Routine Vaccinations for Puppies and Dogs (cont.)
What Vaccines Should My Puppy Get?
Puppies should receive a series of vaccinations with a combination vaccine product that protects against parvovirus, distemper and hepatitis. Your puppy must also be vaccinated against rabies. There are a variety of other vaccines that may or may not be appropriate for your pet.
Are Any Vaccines Required By Law?
Each state has its own laws governing the administration of the rabies vaccine. Some areas require yearly rabies vaccination. Other areas call for vaccines every three years. An up-to-date canine rabies vaccination is a legal requirement. Be sure to keep proof of your dog's rabies vaccines with his medical records.
How Often Should My Adult Dog Be Vaccinated?
Your veterinarian can best determine a vaccination schedule for your dog. This will depend on the type of vaccine, your dog's age, medical history, environment and lifestyle. Some adult dogs might receive certain vaccines annually, while other vaccines might be given every 3 years or longer.
When Should My Puppy Be Vaccinated?
If his mother has a healthy immune system, a puppy will most likely receive antibodies in mother's milk while nursing. Puppies should receive a series of vaccinations starting at six to eight weeks of age. A veterinarian should administer a minimum of three vaccinations at three- to four-week intervals. The final dose should be administered at 16 weeks of age.
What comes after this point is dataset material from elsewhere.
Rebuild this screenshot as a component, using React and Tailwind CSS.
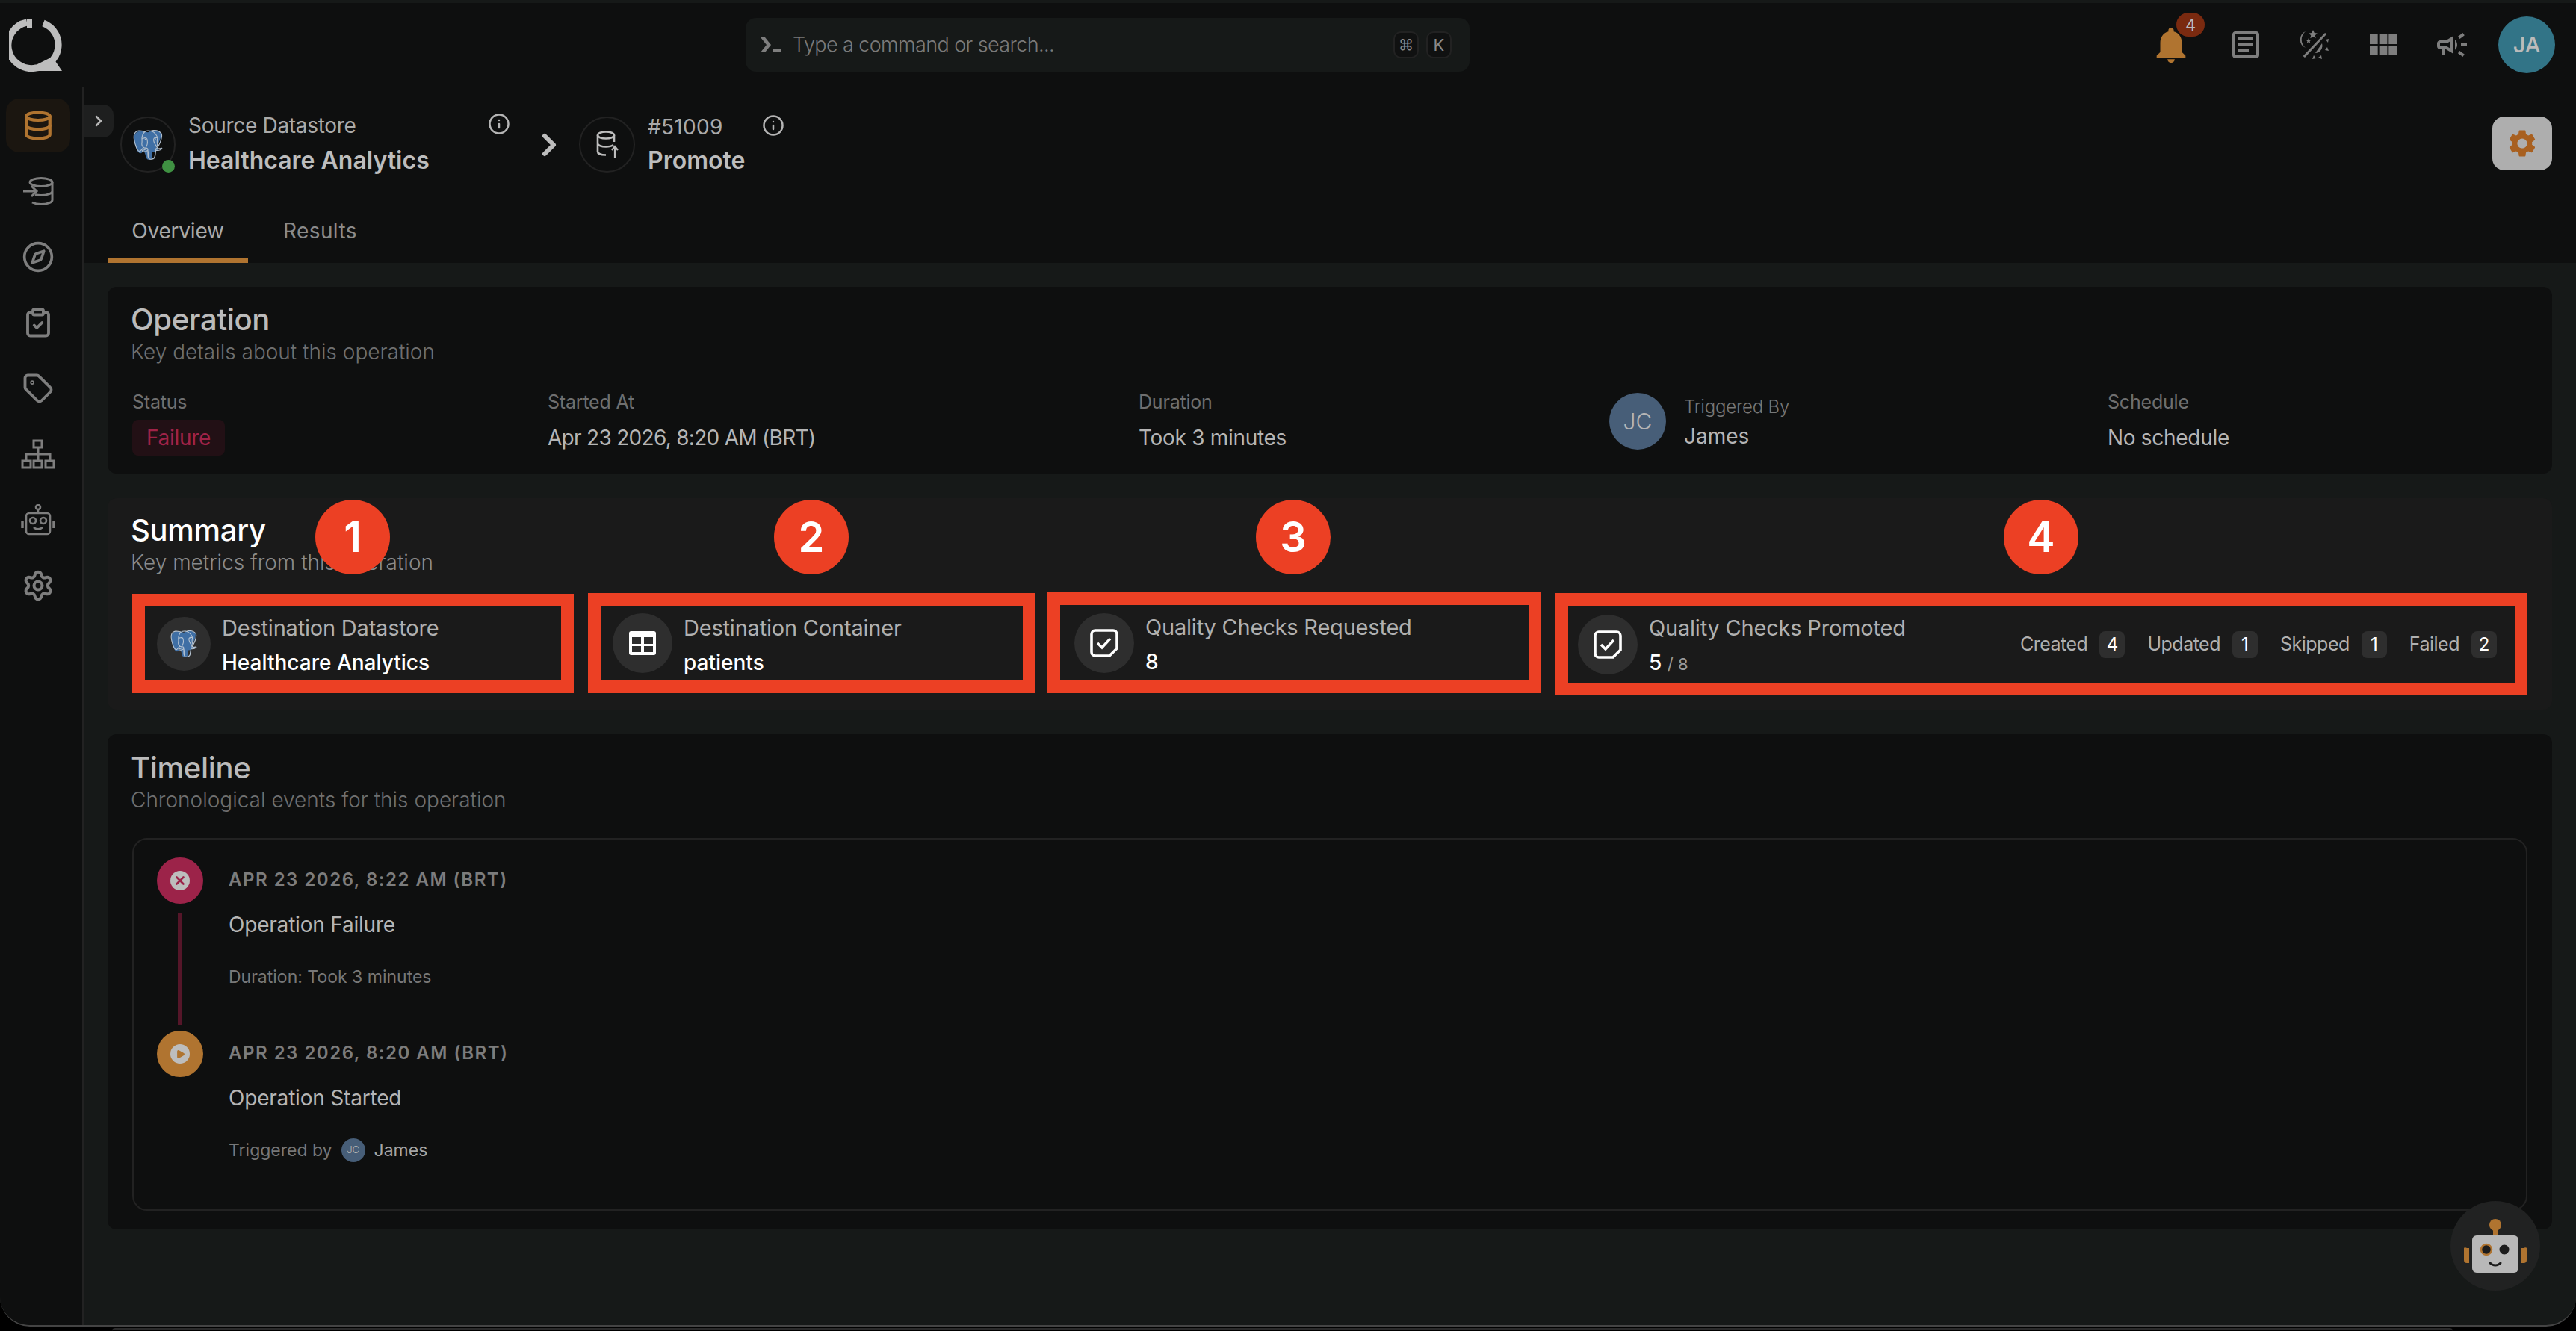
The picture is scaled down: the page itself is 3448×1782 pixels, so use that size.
import { Database, Compass, ClipboardCheck, Tag, Settings, Info, ChevronRight, X, Play } from 'lucide-react'
import { MdNotifications, MdOutlineArticle, MdViewModule, MdOutlineCampaign, MdSettings } from 'react-icons/md'
import { SiPostgresql } from 'react-icons/si'

function QLogo() {
  return (
    <svg width="72" height="72" viewBox="0 0 72 72" fill="none">
      <path d="M24 6 A31 31 0 0 0 36 67 A31 31 0 0 0 46 7" stroke="#bdbdbd" strokeWidth="9" />
      <path d="M24 2 L31 2 L31 13 L24 13Z" fill="#bdbdbd" />
      <path d="M38 62 L58 52 L71 71 L38 71Z" fill="#bdbdbd" />
    </svg>
  )
}

function PgIcon({ size, line }) {
  return (
    <div className="relative" style={{ width: size, height: size }}>
      <svg width={size} height={size} viewBox="0 0 24 24" fill="#3f6fa5">
        <path d="M6 1C2 1 .5 4 1 8c.5 4 2 9 4 10.500 1.500 1 2.500-.5 3.500-2 .5 1 1 2 1.500 3.500.5 3 1.500 4 3 4s2.500-1 2.500-3v-3.500c2 .5 4-.5 5-2 0-1-1-1.500-2-1.500 2-3 4-7 4-10C23 2 20 .5 17 .5c-2 0-3.500.5-5 1.500C10.500 1.300 8 1 6 1z" />
      </svg>
      <SiPostgresql size={size} color={line} className="absolute inset-0" />
    </div>
  )
}

function DbIn() {
  return (
    <svg width="42" height="40" viewBox="0 0 42 40" fill="none" stroke="#7e7e7e" strokeWidth="3">
      <ellipse cx="25" cy="8" rx="15" ry="5.5" />
      <path d="M40 8v24c0 3-7 5.5-15 5.5-5 0-9-1-12-2.5M40 20c0 3-7 5.5-15 5.5-3 0-6-.4-8-1" />
      <path d="M1 20h18M12 13l7 7-7 7" />
    </svg>
  )
}

function DbUp() {
  return (
    <svg width="32" height="40" viewBox="0 0 32 40" fill="none" stroke="#bdbdbd" strokeWidth="2.6">
      <ellipse cx="14" cy="7" rx="11" ry="4.5" />
      <path d="M3 7v22c0 2.500 4 4.500 11 4.500M25 7v9M3 18c0 2.500 5 4.500 11 4.500 4 0 8-1 10-2.500" />
      <path d="M26 37V23M22 27l4-5 4 5" strokeWidth="2.200" />
    </svg>
  )
}

function Hierarchy() {
  return (
    <svg width="46" height="40" viewBox="0 0 46 40" fill="none" stroke="#7e7e7e" strokeWidth="3">
      <rect x="17" y="2" width="11" height="9" />
      <rect x="2" y="29" width="11" height="9" />
      <rect x="17" y="29" width="11" height="9" />
      <rect x="33" y="29" width="11" height="9" />
      <path d="M23 11v18M7 29v-9h32v9" />
    </svg>
  )
}

function NavBot() {
  return (
    <svg width="46" height="42" viewBox="0 0 46 42" fill="none" stroke="#7e7e7e" strokeWidth="2.600">
      <circle cx="23" cy="4" r="3" />
      <path d="M23 7v5" />
      <rect x="7" y="12" width="32" height="28" rx="4" />
      <path d="M2 22v10M44 22v10" strokeWidth="3.500" />
      <circle cx="16" cy="22" r="4" />
      <circle cx="30" cy="22" r="4" />
      <path d="M17 31c3 3 9 3 12 0" />
    </svg>
  )
}

function MoonSun() {
  return (
    <svg width="42" height="42" viewBox="0 0 42 42" fill="#7e7e7e">
      <path d="M9 3 A12 12 0 0 0 9 25 A14 14 0 0 1 9 3Z" />
      <path d="M19 1l1.800 4 4 .4-3 2.800.9 4-3.700-2.100-3.700 2.100.9-4-3-2.800 4-.4z" />
      <path d="M13 12l1 2.400 2.400.2-1.800 1.600.6 2.400-2.200-1.300-2.200 1.300.6-2.400-1.800-1.600 2.400-.2z" />
      <path d="M35 5l2.400 1.600L8 38l-2.400-2z" />
      <path d="M31 19 A10 10 0 0 1 22 32 L31 19Z" />
      <path d="M36 14l4-1-1 5zM40 29l-5-1 3-4zM31 40l-1-5-4 3zM18 40l2-5 3 4z" />
    </svg>
  )
}

function TableIcon() {
  return (
    <svg width="36" height="32" viewBox="0 0 36 32">
      <rect width="36" height="32" rx="3" fill="#fff" />
      <rect x="4" y="8" width="12" height="9" fill="#2e2e2e" />
      <rect x="20" y="8" width="12" height="9" fill="#2e2e2e" />
      <rect x="4" y="20" width="12" height="8" fill="#2e2e2e" />
      <rect x="20" y="20" width="12" height="8" fill="#2e2e2e" />
    </svg>
  )
}

function CheckNote() {
  return (
    <svg width="40" height="40" viewBox="0 0 40 40" fill="none" stroke="#fff" strokeWidth="3.600">
      <path d="M27 37H8a5 5 0 0 1-5-5V8a5 5 0 0 1 5-5h24a5 5 0 0 1 5 5v19z" />
      <path d="M11 20l6 6 11-12" strokeWidth="3.400" />
    </svg>
  )
}

function RobotFab() {
  return (
    <div className="absolute left-[3280px] top-[1608px] w-[120px] h-[120px] rounded-full bg-[#212222] flex items-center justify-center">
      <svg width="84" height="72" viewBox="0 0 84 72">
        <circle cx="42" cy="8" r="8" fill="#b07430" />
        <rect x="39" y="12" width="6" height="10" fill="#b07430" />
        <rect x="11" y="22" width="62" height="50" rx="6" fill="#b8b8b8" />
        <path d="M0 46a4 4 0 0 1 4-7h3v20H4a4 4 0 0 1-4-4z" fill="#b07430" />
        <path d="M84 46a4 4 0 0 0-4-7h-3v20h3a4 4 0 0 0 4-4z" fill="#b07430" />
        <circle cx="30" cy="41" r="7" fill="#1c1c1c" stroke="#b07430" strokeWidth="2.500" />
        <circle cx="54" cy="41" r="6.500" fill="#1c1c1c" />
        <path d="M35 59c4 4 10 4 14 0" fill="none" stroke="#1c1c1c" strokeWidth="3" strokeLinecap="round" />
      </svg>
    </div>
  )
}

function StepBadge({ n, x }) {
  return (
    <div className={`absolute top-[669px] w-[100px] h-[100px] rounded-full bg-[#ec4024] flex items-center justify-center text-white text-[56px] font-semibold ${x}`}>{n}</div>
  )
}

function StatBox({ className, iconSize, icon, label, children, right }) {
  return (
    <div className={`border-[17px] border-[#ec4024] flex items-center pr-[24px] shrink-0 ${className}`}>
      <div className={`rounded-full bg-[#2e2e2e] flex items-center justify-center shrink-0 ${iconSize}`}>{icon}</div>
      <div className="ml-[15px] flex-1 pt-[5px]">
        <div className="text-[29px] leading-[46px] text-[#b0b0b0] tracking-[-0.2px]">{label}</div>
        <div className="text-[28px] leading-[46px] text-white font-medium">{children}</div>
      </div>
      {right}
    </div>
  )
}

function Count({ label, n }) {
  return (
    <div className="flex items-center">
      <span className="text-[25px] text-[#b0b0b0] tracking-[-0.5px]">{label}</span>
      <span className="ml-[16px] w-[34px] h-[36px] rounded-[8px] bg-[#2e2e2e] text-white text-[24px] flex items-center justify-center">{n}</span>
    </div>
  )
}

function CardHead({ title, sub, titleColor, subColor }) {
  return (
    <div className="-ml-[2px]">
      <div className={`text-[40px] leading-[46px] font-medium tracking-[-0.3px] ${titleColor}`}>{title}</div>
      <div className={`text-[28px] leading-[40px] font-light ${subColor}`}>{sub}</div>
    </div>
  )
}

function Field({ label, children }) {
  return (
    <div>
      <div className="text-[25px] leading-[36px] text-[#6f6f6f] tracking-[-0.2px]">{label}</div>
      <div className="mt-[6px] h-[48px] flex items-center text-[28px] text-[#b5b5b5] tracking-[-0.3px]">{children}</div>
    </div>
  )
}

function TimelineItem({ date, dot, line, title, children }) {
  return (
    <div className="flex gap-[34px] h-[232px]">
      <div className="w-[62px] flex flex-col items-center shrink-0">
        <div className={`w-[62px] h-[62px] rounded-full flex items-center justify-center shrink-0 ${dot.bg}`}>{dot.icon}</div>
        {line && <div className="mt-[12px] w-[6px] h-[150px] bg-[#551629]" />}
      </div>
      <div>
        <div className="h-[60px] flex items-center text-[24px] font-semibold tracking-[1.500px] text-[#7c7c7c]">{date}</div>
        <div className="mt-[6px] text-[28px] leading-[48px] text-[#b5b5b5] tracking-[-0.2px]">{title}</div>
        <div className="mt-[24px] h-[44px] flex items-center text-[23px] text-[#777]">{children}</div>
      </div>
    </div>
  )
}

const navIcons = [
  <DbIn key="a" />,
  <Compass key="b" size={44} color="#7e7e7e" strokeWidth={2} />,
  <ClipboardCheck key="c" size={42} color="#7e7e7e" strokeWidth={2.200} />,
  <Tag key="d" size={42} color="#7e7e7e" strokeWidth={2.200} />,
  <Hierarchy key="e" />,
  <NavBot key="f" />,
  <Settings key="g" size={44} color="#7e7e7e" strokeWidth={2.200} />,
]

export default function App() {
  return (
    <div className="relative h-[1782px] bg-black font-[family-name:Inter,sans-serif] overflow-hidden">
      <div className="h-[1776px] rounded-b-[40px] overflow-hidden border-b-2 border-[#444] bg-[#161918] pt-[4px] flex flex-col">
        {/* top bar */}
        <div className="h-[112px] bg-[#0e0f0f] flex items-center shrink-0 relative">
          <div className="ml-[12px] w-[72px]"><QLogo /></div>
          <div className="ml-[914px] w-[969px] h-[72px] rounded-[14px] bg-[#161918] flex items-center pl-[18px] pr-[24px]">
            <svg width="30" height="24" viewBox="0 0 30 24" fill="#7e7e7e"><path d="M2 2h6l8 10-8 10H2l8-10z" /><rect x="18" y="17" width="11" height="5" /></svg>
            <span className="ml-[15px] text-[27px] font-light text-[#7a7a7a] tracking-[-0.6px]">Type a command or search...</span>
            <div className="ml-auto flex gap-[10px]">
              <span className="w-[34px] h-[36px] rounded-[10px] border-2 border-[#222] bg-[#101111] flex items-center justify-center text-[20px] text-[#8a8a8a]">⌘</span>
              <span className="w-[34px] h-[36px] rounded-[10px] border-2 border-[#222] bg-[#101111] flex items-center justify-center text-[22px] text-[#8a8a8a]">K</span>
            </div>
          </div>
          <div className="ml-auto mr-[28px] flex items-center">
            <div className="relative w-[92px] flex justify-center">
              <div className="relative">
                <MdNotifications size={58} color="#b07430" />
                <span className="absolute left-[36px] -top-[14px] w-[38px] h-[32px] rounded-full bg-[#7a2a10] text-[#bbb] text-[22px] flex items-center justify-center">4</span>
              </div>
            </div>
            <div className="ml-[8px] w-[92px] flex justify-center"><MdOutlineArticle size={48} color="#7e7e7e" /></div>
            <div className="w-[92px] flex justify-center"><MoonSun /></div>
            <div className="w-[92px] flex justify-center"><MdViewModule size={48} color="#7e7e7e" /></div>
            <div className="w-[92px] flex justify-center"><MdOutlineCampaign size={48} color="#7e7e7e" /></div>
            <div className="ml-[16px] w-[76px] h-[76px] rounded-full bg-[#327487] flex items-center justify-center text-[#bbb] text-[29px] font-medium">JA</div>
          </div>
        </div>

        <div className="flex-1 flex min-h-0">
          {/* sidebar */}
          <div className="w-[112px] shrink-0 bg-[#0e0f0f] border-r-2 border-[#222] flex flex-col items-center pt-[16px]">
            <div className="w-[86px] h-[72px] rounded-[18px] bg-[#1b1610] flex items-center justify-center mr-[8px]">
              <Database size={42} color="#b07430" strokeWidth={2.400} />
            </div>
            <div className="mt-[8px]">
              {navIcons.map((ic, i) => (
                <div key={i} className="h-[88px] w-[86px] flex items-center justify-center mr-[8px]">{ic}</div>
              ))}
            </div>
          </div>

          <div className="flex-1 min-w-0 flex flex-col">
            {/* page header */}
            <div className="h-[236px] bg-[#0e0f0f] shrink-0 relative">
              <div className="absolute left-0 top-[24px] w-[40px] h-[44px] rounded-r-[14px] bg-[#1e1f1f] flex items-center justify-center">
                <ChevronRight size={24} color="#b5b5b5" strokeWidth={2.500} />
              </div>
              <div className="flex pl-[49px] pt-[40px] pr-[32px] items-start">
                <div className="relative w-[74px] h-[75px] rounded-full border-2 border-[#222] flex items-center justify-center shrink-0">
                  <PgIcon size={40} line="#aebccb" />
                  <span className="absolute left-[54px] top-[56px] w-[17px] h-[17px] rounded-full bg-[#3f9142]" />
                </div>
                <div className="ml-[17px] w-[431px] -mt-[8px]">
                  <div className="text-[28px] leading-[40px] text-[#aaa] tracking-[-0.3px] flex justify-between items-start">
                    Source Datastore
                    <Info size={30} color="#b5b5b5" strokeWidth={2} className="mt-[3px]" />
                  </div>
                  <div className="mt-[5px] text-[32px] leading-[44px] font-semibold text-[#bdbdbd]">Healthcare Analytics</div>
                </div>
                <ChevronRight size={48} color="#bdbdbd" strokeWidth={3} className="ml-[28px] mt-[14px] shrink-0" />
                <div className="ml-[16px] w-[75px] h-[75px] rounded-full border-2 border-[#222] flex items-center justify-center shrink-0"><DbUp /></div>
                <div className="ml-[17px] -mt-[6px]">
                  <div className="text-[28px] leading-[40px] text-[#aaa] tracking-[0.3px] flex items-start">
                    <span className="w-[153px]">#51009</span>
                    <Info size={30} color="#b5b5b5" strokeWidth={2} className="mt-[3px]" />
                  </div>
                  <div className="mt-[3px] text-[32px] leading-[44px] font-semibold text-[#bdbdbd]">Promote</div>
                </div>
                <div className="ml-auto w-[80px] h-[72px] rounded-[16px] bg-[#aeaeae] flex items-center justify-center">
                  <MdSettings size={44} color="#a86020" />
                </div>
              </div>
              <div className="absolute left-[32px] bottom-0 flex text-[28px] tracking-[-0.2px]">
                <div className="w-[188px] h-[64px] text-center text-[#aaa] border-b-[6px] border-[#b07430]">Overview</div>
                <div className="ml-[47px] h-[64px] text-[#8a8a8a] tracking-[0.4px]">Results</div>
              </div>
            </div>

            {/* content */}
            <div className="flex-1 pl-[32px] pr-[32px] pt-[32px] flex flex-col gap-[33px]">
              <div className="h-[250px] rounded-[12px] bg-[#0e0f0f] pl-[33px] pt-[21px]">
                <CardHead title="Operation" sub="Key details about this operation" titleColor="text-[#bbb]" subColor="text-[#6f6f6f]" />
                <div className="mt-[29px] grid grid-cols-[556px_791px_630px_667px_1fr]">
                  <Field label="Status">
                    <span className="h-[48px] px-[19px] rounded-[8px] bg-[#221015] text-[#a02348] flex items-center">Failure</span>
                  </Field>
                  <Field label="Started At"><span className="tracking-[-0.7px]">Apr 23 2026, 8:20 AM (BRT)</span></Field>
                  <Field label="Duration">Took 3 minutes</Field>
                  <div className="flex items-center -mt-[2px]">
                    <div className="w-[76px] h-[76px] rounded-full bg-[#475e78] flex items-center justify-center text-[#b5b5b5] text-[30px] font-light">JC</div>
                    <div className="ml-[24px] mt-[4px]">
                      <div className="text-[24px] leading-[36px] font-light text-[#777] tracking-[-0.2px]">Triggered By</div>
                      <div className="text-[28px] leading-[42px] text-[#b5b5b5]">James</div>
                    </div>
                  </div>
                  <Field label="Schedule">No schedule</Field>
                </div>
              </div>

              <div className="h-[283px] rounded-[12px] bg-[#1a1a1a] pl-[33px] pt-[20px]">
                <CardHead title="Summary" sub="Key metrics from this operation" titleColor="text-white" subColor="text-[#8a8a8a]" />
                <div className="mt-[20px] flex items-start gap-[19px]">
                  <StatBox className="w-[591px] h-[133px] mt-[2px] pl-[16px]" iconSize="w-[72px] h-[72px]" icon={<PgIcon size={36} line="#b6c4d3" />} label="Destination Datastore">Healthcare Analytics</StatBox>
                  <StatBox className="w-[599px] h-[134px] mt-[1px] pl-[16px]" iconSize="w-[80px] h-[80px]" icon={<TableIcon />} label="Destination Container">patients</StatBox>
                  <StatBox className="w-[661px] h-[135px] -ml-[3px] pl-[19px]" iconSize="w-[80px] h-[80px]" icon={<CheckNote />} label="Quality Checks Requested">8</StatBox>
                  <StatBox
                    className="w-[1301px] h-[137px] mt-[1px] pl-[13px]"
                    iconSize="w-[80px] h-[80px]"
                    icon={<CheckNote />}
                    label="Quality Checks Promoted"
                    right={
                      <div className="flex items-center gap-[30px]">
                        <Count label="Created" n="4" />
                        <Count label="Updated" n="1" />
                        <Count label="Skipped" n="1" />
                        <Count label="Failed" n="2" />
                      </div>
                    }
                  >
                    5 <span className="text-[22px] text-[#9a9a9a] font-normal">/ 8</span>
                  </StatBox>
                </div>
              </div>

              <div className="h-[663px] rounded-[12px] bg-[#0e0f0f] pl-[33px] pr-[33px] pt-[22px]">
                <CardHead title="Timeline" sub="Chronological events for this operation" titleColor="text-[#bbb]" subColor="text-[#6f6f6f]" />
                <div className="mt-[31px] h-[499px] rounded-[20px] border-2 border-[#222] pl-[31px] pt-[24px]">
                  <TimelineItem
                    date="APR 23 2026, 8:22 AM (BRT)"
                    line
                    title="Operation Failure"
                    dot={{ bg: 'bg-[#9c2349]', icon: <span className="w-[26px] h-[26px] rounded-full bg-[#bdbdbd] flex items-center justify-center"><X size={18} color="#9c2349" strokeWidth={3.500} /></span> }}
                  >
                    Duration: Took 3 minutes
                  </TimelineItem>
                  <TimelineItem
                    date="APR 23 2026, 8:20 AM (BRT)"
                    title="Operation Started"
                    dot={{ bg: 'bg-[#b07430]', icon: <span className="w-[26px] h-[26px] rounded-full bg-[#bdbdbd] flex items-center justify-center"><Play size={13} color="#b07430" fill="#b07430" /></span> }}
                  >
                    Triggered by
                    <span className="ml-[12px] w-[32px] h-[32px] rounded-full bg-[#475e78] flex items-center justify-center text-[13px] text-[#b5b5b5] font-light">JC</span>
                    <span className="ml-[12px] text-[#a5a5a5]">James</span>
                  </TimelineItem>
                </div>
              </div>
            </div>
          </div>
        </div>
      </div>

      <div className="ml-[150px] mr-[165px] mt-[2px] h-[4px] rounded-t-[14px] border-t-2 border-[#2a2a2a]" />

      <StepBadge n="1" x="left-[422px]" />
      <StepBadge n="2" x="left-[1036px]" />
      <StepBadge n="3" x="left-[1681px]" />
      <StepBadge n="4" x="left-[2682px]" />
      <RobotFab />
    </div>
  )
}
Are There Any Risks Associated with Vaccines?
Immunizations mildly stimulate an animal's immune system in order to create protection from specific infectious diseases. This stimulation can create mild symptoms, ranging from soreness at the injection site to fever and allergic reactions. Another less common side effect is the development of immune mediated disease following vaccination.
That said, it is important to realize that vaccines have saved countless lives, and play a vital role in the battle against canine infectious disease. Additionally, rabies vaccinations have saved the lives of countless dogs-and many humans as well. In some developing countries, hundreds of people die each year due to rabies contracted from dog bites.
As with any medical procedure, there is a small chance of side effects. In most cases, the risks are much smaller than the risks of disease itself. But it is important to talk to your veterinarian about your dog's medical history before he is vaccinated.